Recently, Representatives Peter DeFazio (D-OR) and Jason Chaffetz (R-UT) reintroduced the SHIELD Act (the name stands for Saving High-Tech Innovators from Egregious Legal Disputes). The Act attempts to thwart the efforts of non-practicing entities (NPEs), which own patents, but do not offer any products or services that practice the claims of those patents. People often refer to NPEs by the pejorative term “patent trolls”. The SHIELD Act would amend Title 35 of the U.S. Code and add a new section, § 285A.

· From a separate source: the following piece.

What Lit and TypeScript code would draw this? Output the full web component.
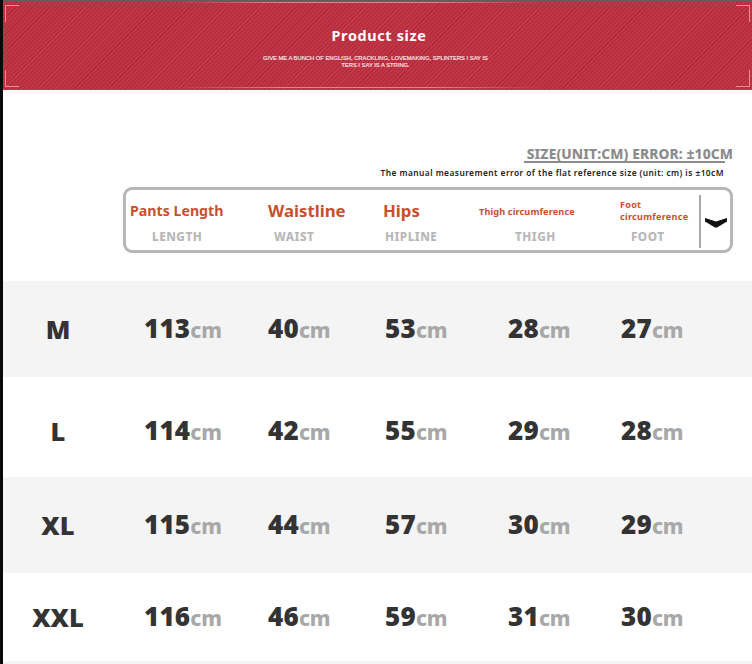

The SHIELD Act attempts to achieve its goal of slowing NPE activity by imposing a “loser pays” rule in patent cases brought by NPEs. Under the Act, the court “shall award the recovery of full costs” to the winning party, who claimed the NPE’s patent was invalid or not infringed. The Act makes clear that it does not apply to: 1) the inventor (or joint inventor) of the patent or the original assignee; 2) a party that has made a “substantial investment” in exploiting the patent; and 3) universities or technology transfer organizations. Unlike an earlier version of the SHIELD Act, the new version applies to all industries, not only the software industry, which is currently impacted most often by NPEs.
In the press conference introducing the new SHIELD Act, Representatives DeFazio and Chaffetz laid out the perceived problem with NPEs. They cited a study that found two years ago, $29 billion was paid to NPEs. Representative Chaffetz stated that NPEs “add no economic benefit” to the country and are “hampering innovation”. Representative DeFazio went even further and likened the NPE business model to “blackmail” and “extortion”.
I respectfully disagree with the Representatives’ characterization of NPEs – a topic for a future blog. But the new version of the SHIELD Act is an improvement over the old version and it is nice to see a moment of bipartisanship these days. If it does become law, I will be interested to see if it has any measurable impact on NPEs and their operating strategies.